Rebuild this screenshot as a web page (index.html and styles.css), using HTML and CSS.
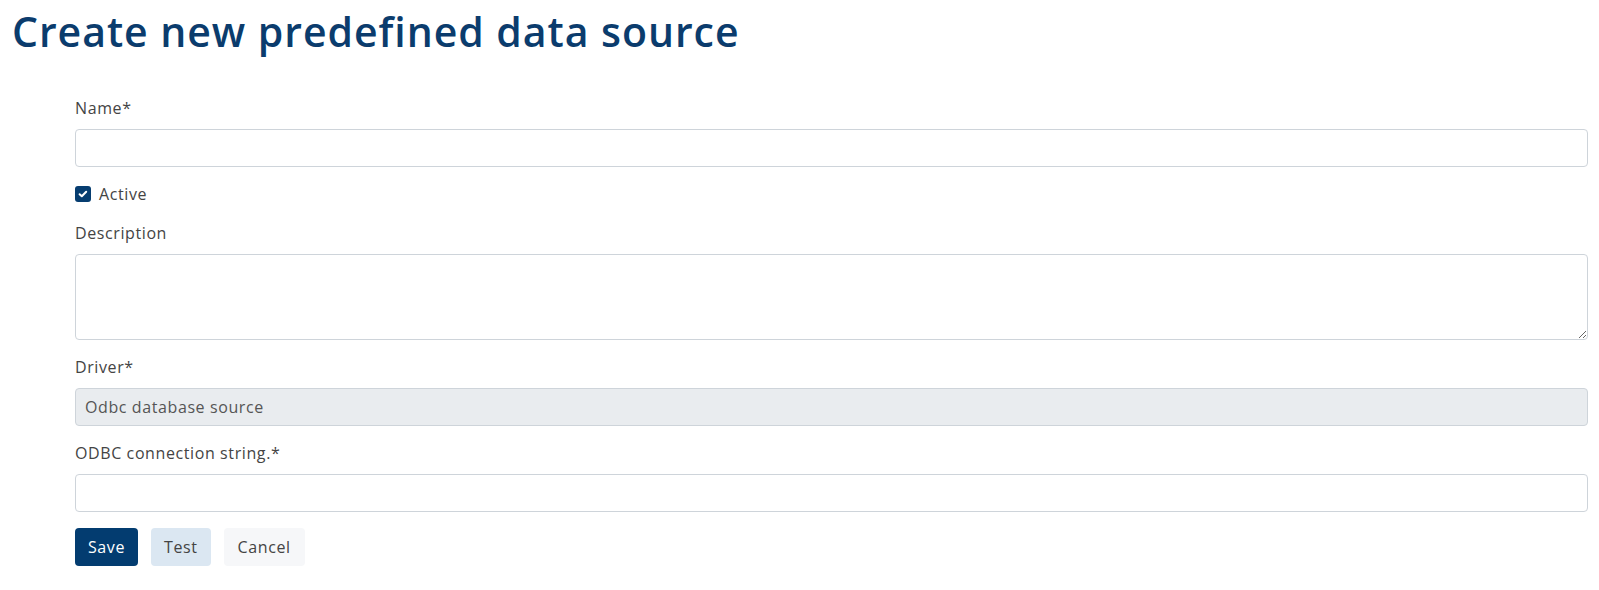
FILE: index.html
```html
<!DOCTYPE html>
<html lang="en">
<head>
<meta charset="utf-8">
<title>Create new predefined data source</title>
<link rel="stylesheet" href="styles.css">
</head>
<body>
<main class="page">
  <h1 class="title">Create new predefined data source</h1>
  <form class="form">
    <div class="group">
      <label class="label" for="name">Name*</label>
      <input class="control" id="name" type="text">
    </div>
    <div class="check-row">
      <span class="checkbox">
        <svg viewBox="0 0 16 16" width="16" height="16" aria-hidden="true"><path d="M4.6 8.2l2.2 2.1 4.4-4.6" fill="none" stroke="#fff" stroke-width="2" stroke-linecap="round" stroke-linejoin="round"/></svg>
      </span>
      <span class="check-label">Active</span>
    </div>
    <div class="group">
      <label class="label" for="desc">Description</label>
      <textarea class="control area" id="desc"></textarea>
    </div>
    <div class="group">
      <label class="label" for="driver">Driver*</label>
      <div class="control disabled" id="driver">Odbc database source</div>
    </div>
    <div class="group">
      <label class="label" for="odbc">ODBC connection string.*</label>
      <input class="control" id="odbc" type="text">
    </div>
    <div class="actions">
      <button type="button" class="btn btn-primary">Save</button>
      <button type="button" class="btn btn-light-blue">Test</button>
      <button type="button" class="btn btn-light">Cancel</button>
    </div>
  </form>
</main>
</body>
</html>
```
FILE: styles.css
```css
* { box-sizing: border-box; }
html, body { margin: 0; padding: 0; background: #fff; }
body {
  font-family: "Open Sans", "Liberation Sans", sans-serif;
  font-size: 16px;
  line-height: 24px;
  letter-spacing: 0.6px;
  color: #444;
}
.page { padding: 0 11px 0 12px; }
.title {
  margin: 0;
  padding-top: 6px;
  font-size: 41px;
  line-height: 50px;
  font-weight: 600;
  color: #0b3c6d;
  letter-spacing: 0.95px;
}
.form {
  margin: 40px 0 0 63px;
  display: flex;
  flex-direction: column;
}
.group { display: flex; flex-direction: column; margin-bottom: 15px; }
.label { display: block; margin-bottom: 9px; color: #444; }
.control {
  display: block;
  width: 100%;
  height: 38px;
  padding: 6px 9px;
  border: 1px solid #ced4da;
  border-radius: 4px;
  font: inherit;
  letter-spacing: inherit;
  color: #555;
  background: #fff;
}
.area { height: 86px; resize: vertical; }
.disabled { background: #e9ecef; }
.check-row {
  display: flex;
  align-items: center;
  gap: 8px;
  height: 24px;
  margin: 0 0 15px;
}
.checkbox {
  width: 16px;
  height: 16px;
  border-radius: 3px;
  background: #063d70;
  display: flex;
}
.check-label { color: #444; }
.actions { display: flex; gap: 13px; margin-top: 1px; }
.btn {
  height: 38px;
  padding: 0 13px;
  border: 0;
  border-radius: 4px;
  font: inherit;
  letter-spacing: inherit;
  cursor: pointer;
}
.btn-light { padding: 0 14px; }
.btn-primary { background: #033c70; color: #fff; }
.btn-light-blue { background: #dbe7f2; color: #444; }
.btn-light { background: #f6f7f9; color: #444; }
```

· · ·

» **Your instructions**: Copy the listing in full and without alteration, omitting every picture.

» **Final answer**:
Rebuild this screenshot as a web page (index.html and styles.css), using HTML and CSS.
FILE: index.html
```html
<!DOCTYPE html>
<html lang="en">
<head>
<meta charset="utf-8">
<title>Create new predefined data source</title>
<link rel="stylesheet" href="styles.css">
</head>
<body>
<main class="page">
  <h1 class="title">Create new predefined data source</h1>
  <form class="form">
    <div class="group">
      <label class="label" for="name">Name*</label>
      <input class="control" id="name" type="text">
    </div>
    <div class="check-row">
      <span class="checkbox">
        <svg viewBox="0 0 16 16" width="16" height="16" aria-hidden="true"><path d="M4.6 8.2l2.2 2.1 4.4-4.6" fill="none" stroke="#fff" stroke-width="2" stroke-linecap="round" stroke-linejoin="round"/></svg>
      </span>
      <span class="check-label">Active</span>
    </div>
    <div class="group">
      <label class="label" for="desc">Description</label>
      <textarea class="control area" id="desc"></textarea>
    </div>
    <div class="group">
      <label class="label" for="driver">Driver*</label>
      <div class="control disabled" id="driver">Odbc database source</div>
    </div>
    <div class="group">
      <label class="label" for="odbc">ODBC connection string.*</label>
      <input class="control" id="odbc" type="text">
    </div>
    <div class="actions">
      <button type="button" class="btn btn-primary">Save</button>
      <button type="button" class="btn btn-light-blue">Test</button>
      <button type="button" class="btn btn-light">Cancel</button>
    </div>
  </form>
</main>
</body>
</html>
```
FILE: styles.css
```css
* { box-sizing: border-box; }
html, body { margin: 0; padding: 0; background: #fff; }
body {
  font-family: "Open Sans", "Liberation Sans", sans-serif;
  font-size: 16px;
  line-height: 24px;
  letter-spacing: 0.6px;
  color: #444;
}
.page { padding: 0 11px 0 12px; }
.title {
  margin: 0;
  padding-top: 6px;
  font-size: 41px;
  line-height: 50px;
  font-weight: 600;
  color: #0b3c6d;
  letter-spacing: 0.95px;
}
.form {
  margin: 40px 0 0 63px;
  display: flex;
  flex-direction: column;
}
.group { display: flex; flex-direction: column; margin-bottom: 15px; }
.label { display: block; margin-bottom: 9px; color: #444; }
.control {
  display: block;
  width: 100%;
  height: 38px;
  padding: 6px 9px;
  border: 1px solid #ced4da;
  border-radius: 4px;
  font: inherit;
  letter-spacing: inherit;
  color: #555;
  background: #fff;
}
.area { height: 86px; resize: vertical; }
.disabled { background: #e9ecef; }
.check-row {
  display: flex;
  align-items: center;
  gap: 8px;
  height: 24px;
  margin: 0 0 15px;
}
.checkbox {
  width: 16px;
  height: 16px;
  border-radius: 3px;
  background: #063d70;
  display: flex;
}
.check-label { color: #444; }
.actions { display: flex; gap: 13px; margin-top: 1px; }
.btn {
  height: 38px;
  padding: 0 13px;
  border: 0;
  border-radius: 4px;
  font: inherit;
  letter-spacing: inherit;
  cursor: pointer;
}
.btn-light { padding: 0 14px; }
.btn-primary { background: #033c70; color: #fff; }
.btn-light-blue { background: #dbe7f2; color: #444; }
.btn-light { background: #f6f7f9; color: #444; }
```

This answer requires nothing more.